Even higher currents occur in electric rail vehicles, which means that providing insulation is the coating's most important task in these applications. Corrosion and wear protection, as well as the reduction of friction, are also important parameters in rail vehicles. These allow the function of the bearing to be ensured even when it is poorly lubricated, and corrosion – in axlebox bearings, for example – has little chance to do any damage despite the presence of moisture and dirt.
Rolling bearings with outside diameters of up to four meters are used in wind turbines. The most important tasks for coatings in the wind power sector are reducing friction and providing both a high slippage tolerance in the event of a sudden turbine start-up and insulation to protect against the passage of electric current. Solutions from Schaeffler include generator bearings that feature a glass fiber coating dipped in epoxy resin, which protect against the passage of current for voltages as high as 20,000 V.
The Aerospace business unit is governed by extremely high safety requirements. All of the most important aircraft manufacturers place their trust in Schaeffler when it comes to engine bearings. Airbus did just that with their flagship A380 airplane. Schaeffler is responsible for the main shaft bearings used on the three shafts of the A380’s engines and numerous rotationally symmetrical components, which feature up to five different coatings.
The demands made of these coatings are on the rise, as Dr. Tim Hosenfeldt, Director of Schaeffler's Surface Technology Center, explains: “The increasing prevalence of mechatronic systems naturally means that new demands are being placed on the coatings, such as the need for sensor-related properties for data collection and signal processing. The Sensotect coating system allows components to be made into sensors, or sensors into components. The rolling bearing, which is coated to a thickness of just a few microns, then also records and transmits physical values such as torques, forces, expansion, and temperatures in addition to transferring forces. This allows the bearing loads – in a car’s transmission or wheel bearing, for example – to be continuously measured and monitored. This additional information is becoming more and more important in the light of current trends.”
Peter Gutzmer, Member of the Executive Board, also sees great potential in sensor technology: “Advance development has produced very positive results thus far. This will be the next stage of functional development. I am very optimistic that Schaeffler will, in the foreseeable future, be offering rolling bearings that measure and transmit data using a sensor coating.”

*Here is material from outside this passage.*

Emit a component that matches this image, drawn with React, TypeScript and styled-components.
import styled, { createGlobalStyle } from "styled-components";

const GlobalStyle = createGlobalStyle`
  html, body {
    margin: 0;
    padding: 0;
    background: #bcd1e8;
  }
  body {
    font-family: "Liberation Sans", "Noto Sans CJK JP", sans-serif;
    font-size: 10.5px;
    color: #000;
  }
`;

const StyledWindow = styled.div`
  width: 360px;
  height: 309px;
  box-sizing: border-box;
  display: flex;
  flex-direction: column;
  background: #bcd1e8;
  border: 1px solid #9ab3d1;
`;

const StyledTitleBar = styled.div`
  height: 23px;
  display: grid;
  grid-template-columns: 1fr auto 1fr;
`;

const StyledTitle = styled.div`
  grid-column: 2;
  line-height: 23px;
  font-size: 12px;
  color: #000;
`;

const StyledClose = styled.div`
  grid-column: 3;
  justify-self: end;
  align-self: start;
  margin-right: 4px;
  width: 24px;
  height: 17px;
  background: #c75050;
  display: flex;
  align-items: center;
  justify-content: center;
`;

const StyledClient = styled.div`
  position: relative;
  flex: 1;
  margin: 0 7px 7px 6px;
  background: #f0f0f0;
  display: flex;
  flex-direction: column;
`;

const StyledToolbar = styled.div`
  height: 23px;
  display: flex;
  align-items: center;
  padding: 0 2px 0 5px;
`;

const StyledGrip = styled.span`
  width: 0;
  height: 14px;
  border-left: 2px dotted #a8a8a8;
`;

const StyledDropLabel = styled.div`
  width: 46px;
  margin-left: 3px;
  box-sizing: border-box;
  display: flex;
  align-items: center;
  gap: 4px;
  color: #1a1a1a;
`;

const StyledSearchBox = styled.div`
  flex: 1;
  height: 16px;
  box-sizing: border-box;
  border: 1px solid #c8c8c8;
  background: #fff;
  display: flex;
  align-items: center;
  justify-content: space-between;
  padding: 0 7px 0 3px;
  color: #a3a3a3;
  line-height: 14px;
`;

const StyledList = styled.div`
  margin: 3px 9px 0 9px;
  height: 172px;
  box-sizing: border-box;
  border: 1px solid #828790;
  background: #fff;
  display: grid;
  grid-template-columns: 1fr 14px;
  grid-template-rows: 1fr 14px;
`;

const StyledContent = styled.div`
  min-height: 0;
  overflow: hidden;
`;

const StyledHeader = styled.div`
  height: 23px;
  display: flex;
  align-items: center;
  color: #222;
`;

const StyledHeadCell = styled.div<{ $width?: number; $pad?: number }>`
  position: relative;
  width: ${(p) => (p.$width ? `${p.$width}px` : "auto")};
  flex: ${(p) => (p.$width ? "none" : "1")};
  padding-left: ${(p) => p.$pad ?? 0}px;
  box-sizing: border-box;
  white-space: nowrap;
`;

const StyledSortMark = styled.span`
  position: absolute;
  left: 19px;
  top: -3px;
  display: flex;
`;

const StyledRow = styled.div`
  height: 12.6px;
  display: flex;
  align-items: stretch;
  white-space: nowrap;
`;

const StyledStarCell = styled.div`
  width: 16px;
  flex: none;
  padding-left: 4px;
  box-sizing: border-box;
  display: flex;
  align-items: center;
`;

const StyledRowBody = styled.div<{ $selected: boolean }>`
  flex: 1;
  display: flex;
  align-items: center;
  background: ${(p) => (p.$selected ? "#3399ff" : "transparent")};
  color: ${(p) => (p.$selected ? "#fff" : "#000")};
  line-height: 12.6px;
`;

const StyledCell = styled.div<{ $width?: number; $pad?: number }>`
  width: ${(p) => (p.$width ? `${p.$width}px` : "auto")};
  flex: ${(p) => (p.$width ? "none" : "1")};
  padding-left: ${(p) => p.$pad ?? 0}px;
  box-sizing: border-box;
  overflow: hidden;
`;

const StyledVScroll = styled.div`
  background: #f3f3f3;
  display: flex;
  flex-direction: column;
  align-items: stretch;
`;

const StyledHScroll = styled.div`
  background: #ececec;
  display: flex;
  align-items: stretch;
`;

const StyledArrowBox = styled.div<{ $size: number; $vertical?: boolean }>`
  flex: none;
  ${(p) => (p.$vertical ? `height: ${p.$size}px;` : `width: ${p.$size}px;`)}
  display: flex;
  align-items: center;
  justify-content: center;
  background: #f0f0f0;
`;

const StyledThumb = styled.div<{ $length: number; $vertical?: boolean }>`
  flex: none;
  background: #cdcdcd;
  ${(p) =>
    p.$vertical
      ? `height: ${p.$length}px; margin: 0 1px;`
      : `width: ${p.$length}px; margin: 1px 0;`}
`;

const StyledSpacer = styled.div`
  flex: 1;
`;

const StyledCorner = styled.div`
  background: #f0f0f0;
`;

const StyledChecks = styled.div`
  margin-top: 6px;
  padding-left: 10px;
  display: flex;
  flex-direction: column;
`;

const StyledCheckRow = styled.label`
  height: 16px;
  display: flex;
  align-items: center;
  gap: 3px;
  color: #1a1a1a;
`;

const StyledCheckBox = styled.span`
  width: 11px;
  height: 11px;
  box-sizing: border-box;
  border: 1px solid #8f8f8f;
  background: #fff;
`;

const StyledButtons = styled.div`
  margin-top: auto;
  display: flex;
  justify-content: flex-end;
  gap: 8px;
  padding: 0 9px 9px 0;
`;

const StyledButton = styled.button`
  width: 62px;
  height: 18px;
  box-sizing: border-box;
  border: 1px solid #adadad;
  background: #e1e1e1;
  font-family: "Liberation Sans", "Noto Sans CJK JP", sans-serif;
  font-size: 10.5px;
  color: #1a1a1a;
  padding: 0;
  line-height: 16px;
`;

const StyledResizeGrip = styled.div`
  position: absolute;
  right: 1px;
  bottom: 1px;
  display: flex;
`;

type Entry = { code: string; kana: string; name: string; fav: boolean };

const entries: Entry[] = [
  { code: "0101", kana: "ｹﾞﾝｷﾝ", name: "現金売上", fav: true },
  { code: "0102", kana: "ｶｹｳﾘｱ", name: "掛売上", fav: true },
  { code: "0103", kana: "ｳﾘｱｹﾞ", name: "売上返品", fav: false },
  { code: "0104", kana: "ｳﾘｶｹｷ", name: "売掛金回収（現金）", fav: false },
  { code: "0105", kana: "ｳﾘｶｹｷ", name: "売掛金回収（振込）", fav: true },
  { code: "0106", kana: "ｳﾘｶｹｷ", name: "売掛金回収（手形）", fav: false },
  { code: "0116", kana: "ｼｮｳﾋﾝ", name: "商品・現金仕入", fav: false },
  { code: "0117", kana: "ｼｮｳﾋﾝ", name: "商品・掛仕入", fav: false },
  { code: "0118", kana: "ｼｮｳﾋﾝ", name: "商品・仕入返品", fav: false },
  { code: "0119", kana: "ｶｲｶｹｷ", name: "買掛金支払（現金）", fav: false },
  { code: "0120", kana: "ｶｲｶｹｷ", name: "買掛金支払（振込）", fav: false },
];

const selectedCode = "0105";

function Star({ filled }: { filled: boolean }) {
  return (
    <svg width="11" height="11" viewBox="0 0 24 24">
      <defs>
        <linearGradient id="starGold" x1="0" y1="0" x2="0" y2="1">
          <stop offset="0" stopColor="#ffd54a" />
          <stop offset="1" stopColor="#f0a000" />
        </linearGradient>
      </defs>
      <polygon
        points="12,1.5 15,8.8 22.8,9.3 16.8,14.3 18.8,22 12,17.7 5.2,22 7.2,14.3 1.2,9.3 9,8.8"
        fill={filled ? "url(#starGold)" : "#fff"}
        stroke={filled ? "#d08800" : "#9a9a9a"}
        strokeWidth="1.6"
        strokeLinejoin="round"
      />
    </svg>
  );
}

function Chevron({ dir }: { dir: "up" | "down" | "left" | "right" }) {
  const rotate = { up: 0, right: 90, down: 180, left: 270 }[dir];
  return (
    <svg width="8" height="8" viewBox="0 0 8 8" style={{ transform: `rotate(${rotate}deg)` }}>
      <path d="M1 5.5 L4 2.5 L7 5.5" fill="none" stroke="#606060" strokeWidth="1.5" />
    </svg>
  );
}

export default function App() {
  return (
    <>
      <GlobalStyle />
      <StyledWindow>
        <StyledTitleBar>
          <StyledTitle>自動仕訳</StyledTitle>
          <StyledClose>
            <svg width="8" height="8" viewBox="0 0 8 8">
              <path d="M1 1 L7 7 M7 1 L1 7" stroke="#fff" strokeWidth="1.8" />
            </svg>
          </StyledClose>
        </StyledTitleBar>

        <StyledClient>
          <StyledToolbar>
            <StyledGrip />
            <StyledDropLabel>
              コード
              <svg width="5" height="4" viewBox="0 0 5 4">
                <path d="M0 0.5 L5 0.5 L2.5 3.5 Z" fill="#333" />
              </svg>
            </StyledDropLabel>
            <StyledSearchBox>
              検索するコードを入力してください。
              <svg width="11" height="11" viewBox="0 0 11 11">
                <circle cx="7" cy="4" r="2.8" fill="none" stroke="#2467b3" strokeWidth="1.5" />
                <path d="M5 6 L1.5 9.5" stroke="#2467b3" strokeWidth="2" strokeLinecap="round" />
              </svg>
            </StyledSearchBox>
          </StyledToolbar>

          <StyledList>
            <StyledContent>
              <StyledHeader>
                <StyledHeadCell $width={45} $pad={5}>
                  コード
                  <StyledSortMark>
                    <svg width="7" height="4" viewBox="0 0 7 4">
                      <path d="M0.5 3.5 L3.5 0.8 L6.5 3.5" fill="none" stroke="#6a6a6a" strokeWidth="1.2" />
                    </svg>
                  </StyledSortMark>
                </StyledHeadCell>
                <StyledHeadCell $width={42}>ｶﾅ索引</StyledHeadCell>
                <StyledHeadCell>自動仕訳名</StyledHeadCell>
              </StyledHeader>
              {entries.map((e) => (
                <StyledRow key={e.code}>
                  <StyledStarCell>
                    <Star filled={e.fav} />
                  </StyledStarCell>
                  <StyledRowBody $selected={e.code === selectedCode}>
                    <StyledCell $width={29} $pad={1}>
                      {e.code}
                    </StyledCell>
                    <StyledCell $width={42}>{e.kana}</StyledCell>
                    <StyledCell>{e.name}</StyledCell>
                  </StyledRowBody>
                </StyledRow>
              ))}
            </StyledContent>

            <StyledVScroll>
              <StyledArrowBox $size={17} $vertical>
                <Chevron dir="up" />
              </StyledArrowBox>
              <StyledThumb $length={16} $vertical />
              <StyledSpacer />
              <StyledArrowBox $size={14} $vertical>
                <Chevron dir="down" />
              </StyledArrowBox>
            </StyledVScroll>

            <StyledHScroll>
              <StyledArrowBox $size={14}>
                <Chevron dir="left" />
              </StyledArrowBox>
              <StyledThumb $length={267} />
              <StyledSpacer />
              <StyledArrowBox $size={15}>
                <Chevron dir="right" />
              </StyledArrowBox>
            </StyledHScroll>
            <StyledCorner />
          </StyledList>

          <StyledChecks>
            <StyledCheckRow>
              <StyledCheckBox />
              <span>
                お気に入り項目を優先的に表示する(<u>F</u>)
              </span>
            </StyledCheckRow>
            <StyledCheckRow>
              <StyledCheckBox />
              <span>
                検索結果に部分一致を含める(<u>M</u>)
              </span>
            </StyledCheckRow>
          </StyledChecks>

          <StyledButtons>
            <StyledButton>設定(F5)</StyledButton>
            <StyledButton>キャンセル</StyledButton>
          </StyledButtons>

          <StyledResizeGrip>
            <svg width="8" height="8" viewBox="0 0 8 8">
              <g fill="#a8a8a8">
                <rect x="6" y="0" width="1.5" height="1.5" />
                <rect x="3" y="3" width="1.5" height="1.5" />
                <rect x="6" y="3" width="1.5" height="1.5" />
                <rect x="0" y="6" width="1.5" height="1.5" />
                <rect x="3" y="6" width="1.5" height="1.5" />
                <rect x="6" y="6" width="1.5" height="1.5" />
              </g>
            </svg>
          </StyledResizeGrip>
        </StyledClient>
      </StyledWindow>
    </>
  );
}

Schaeffler's Surface Technology Center has developed a modular system that includes around 20 validated coating solutions – down to just a few microns – and thus offers the right solution for every type of requirement. To produce the coating systems, the specialists in the various business units worldwide have a range of procedures at their disposal, including spraying, painting, galvanic and chemical deposition, physical deposition from the gas phase (PVD), and plasma-assisted deposition from the gas phase (PACVD).

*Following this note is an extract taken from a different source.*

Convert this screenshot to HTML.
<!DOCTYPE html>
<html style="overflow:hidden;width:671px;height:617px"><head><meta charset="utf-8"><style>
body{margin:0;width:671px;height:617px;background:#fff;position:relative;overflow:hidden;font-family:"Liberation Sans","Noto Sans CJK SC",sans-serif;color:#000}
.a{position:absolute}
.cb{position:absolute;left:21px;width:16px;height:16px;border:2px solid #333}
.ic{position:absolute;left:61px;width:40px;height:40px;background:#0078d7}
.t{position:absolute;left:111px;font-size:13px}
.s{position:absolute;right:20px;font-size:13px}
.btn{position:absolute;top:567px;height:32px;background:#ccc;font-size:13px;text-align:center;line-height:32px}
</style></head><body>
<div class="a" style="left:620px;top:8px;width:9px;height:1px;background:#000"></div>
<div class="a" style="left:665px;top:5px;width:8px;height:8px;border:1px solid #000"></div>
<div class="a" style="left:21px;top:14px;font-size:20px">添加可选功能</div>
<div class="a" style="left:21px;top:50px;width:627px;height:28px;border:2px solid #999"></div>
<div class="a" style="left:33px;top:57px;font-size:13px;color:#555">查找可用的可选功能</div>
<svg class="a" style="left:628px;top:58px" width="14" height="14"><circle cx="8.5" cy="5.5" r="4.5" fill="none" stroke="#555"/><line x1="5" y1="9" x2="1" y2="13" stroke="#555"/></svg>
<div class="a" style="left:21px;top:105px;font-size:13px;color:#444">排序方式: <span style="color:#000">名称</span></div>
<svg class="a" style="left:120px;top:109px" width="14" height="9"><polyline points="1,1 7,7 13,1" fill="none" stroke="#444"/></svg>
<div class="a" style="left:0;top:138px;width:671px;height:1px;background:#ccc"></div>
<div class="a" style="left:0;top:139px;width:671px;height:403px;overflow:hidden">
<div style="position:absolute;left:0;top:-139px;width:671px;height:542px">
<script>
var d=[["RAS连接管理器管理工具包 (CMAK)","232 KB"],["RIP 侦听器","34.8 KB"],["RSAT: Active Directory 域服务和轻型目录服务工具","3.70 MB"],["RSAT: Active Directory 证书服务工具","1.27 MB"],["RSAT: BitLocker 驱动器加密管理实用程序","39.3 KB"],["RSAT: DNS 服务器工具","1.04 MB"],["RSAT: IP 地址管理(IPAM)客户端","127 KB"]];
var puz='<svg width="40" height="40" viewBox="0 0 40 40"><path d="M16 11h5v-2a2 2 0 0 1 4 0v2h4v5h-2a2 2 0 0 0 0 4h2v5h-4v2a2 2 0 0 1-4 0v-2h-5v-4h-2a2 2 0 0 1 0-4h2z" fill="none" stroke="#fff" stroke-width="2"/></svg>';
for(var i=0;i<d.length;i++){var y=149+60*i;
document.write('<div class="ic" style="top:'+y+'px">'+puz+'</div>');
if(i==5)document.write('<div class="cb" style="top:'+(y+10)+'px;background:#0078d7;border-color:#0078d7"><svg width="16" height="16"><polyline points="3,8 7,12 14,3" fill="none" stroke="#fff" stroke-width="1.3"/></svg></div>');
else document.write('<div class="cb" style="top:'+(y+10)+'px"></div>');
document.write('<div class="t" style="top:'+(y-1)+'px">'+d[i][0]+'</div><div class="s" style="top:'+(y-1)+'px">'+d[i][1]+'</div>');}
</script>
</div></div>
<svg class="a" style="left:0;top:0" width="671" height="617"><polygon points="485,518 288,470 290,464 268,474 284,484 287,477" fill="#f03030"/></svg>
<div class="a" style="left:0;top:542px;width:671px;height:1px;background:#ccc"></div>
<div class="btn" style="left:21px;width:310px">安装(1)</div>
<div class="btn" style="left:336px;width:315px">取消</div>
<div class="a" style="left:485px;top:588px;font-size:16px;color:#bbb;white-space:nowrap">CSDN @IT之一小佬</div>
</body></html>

Prof. Dr.-Ing. Peter Gutzmer, CTO and Member of the Executive Board of Schaeffler AG, summarizes the significance of surface technology for product development: “For Schaeffler today, coatings are a design and product element that is inextricably linked to our high quality requirements and represents a clear competitive advantage. Coating technology reflects Schaeffler’s three main basic principles – quality, continuous improvement, and consistent innovative thinking. That is why this technology is so well suited to us."
At Schaeffler, automotive engineering is currently the area in which coating technology is most frequently employed, particularly when it comes to valve train components like tappets and pivot elements. The coating reduces the friction that occurs in contact with the camshaft by up to 50 percent and thus also reduces fuel consumption. Electric drives, on which Schaeffler is also working intensively, have completely different requirements when it comes to coatings, however. Ceramic insulating coatings made of aluminum oxide protect the various components from the electric current. The strong currents could otherwise cause the metals to melt, the oil to age extremely quickly and, ultimately, lead to bearing failure.
Even higher currents occur in electric rail vehicles, which means that providing insulation is the coating's most important task in these applications. Corrosion and wear protection, as well as the reduction of friction, are also important parameters in rail vehicles. These allow the function of the bearing to be ensured even when it is poorly lubricated, and corrosion – in axlebox bearings, for example – has little chance to do any damage despite the presence of moisture and dirt.
Rolling bearings with outside diameters of up to four meters are used in wind turbines. The most important tasks for coatings in the wind power sector are reducing friction and providing both a high slippage tolerance in the event of a sudden turbine start-up and insulation to protect against the passage of electric current. Solutions from Schaeffler include generator bearings that feature a glass fiber coating dipped in epoxy resin, which protect against the passage of current for voltages as high as 20,000 V.
The Aerospace business unit is governed by extremely high safety requirements. All of the most important aircraft manufacturers place their trust in Schaeffler when it comes to engine bearings. Airbus did just that with their flagship A380 airplane. Schaeffler is responsible for the main shaft bearings used on the three shafts of the A380’s engines and numerous rotationally symmetrical components, which feature up to five different coatings.
The demands made of these coatings are on the rise, as Dr. Tim Hosenfeldt, Director of Schaeffler's Surface Technology Center, explains: “The increasing prevalence of mechatronic systems naturally means that new demands are being placed on the coatings, such as the need for sensor-related properties for data collection and signal processing. The Sensotect coating system allows components to be made into sensors, or sensors into components. The rolling bearing, which is coated to a thickness of just a few microns, then also records and transmits physical values such as torques, forces, expansion, and temperatures in addition to transferring forces. This allows the bearing loads – in a car’s transmission or wheel bearing, for example – to be continuously measured and monitored. This additional information is becoming more and more important in the light of current trends.”
Peter Gutzmer, Member of the Executive Board, also sees great potential in sensor technology: “Advance development has produced very positive results thus far. This will be the next stage of functional development. I am very optimistic that Schaeffler will, in the foreseeable future, be offering rolling bearings that measure and transmit data using a sensor coating.”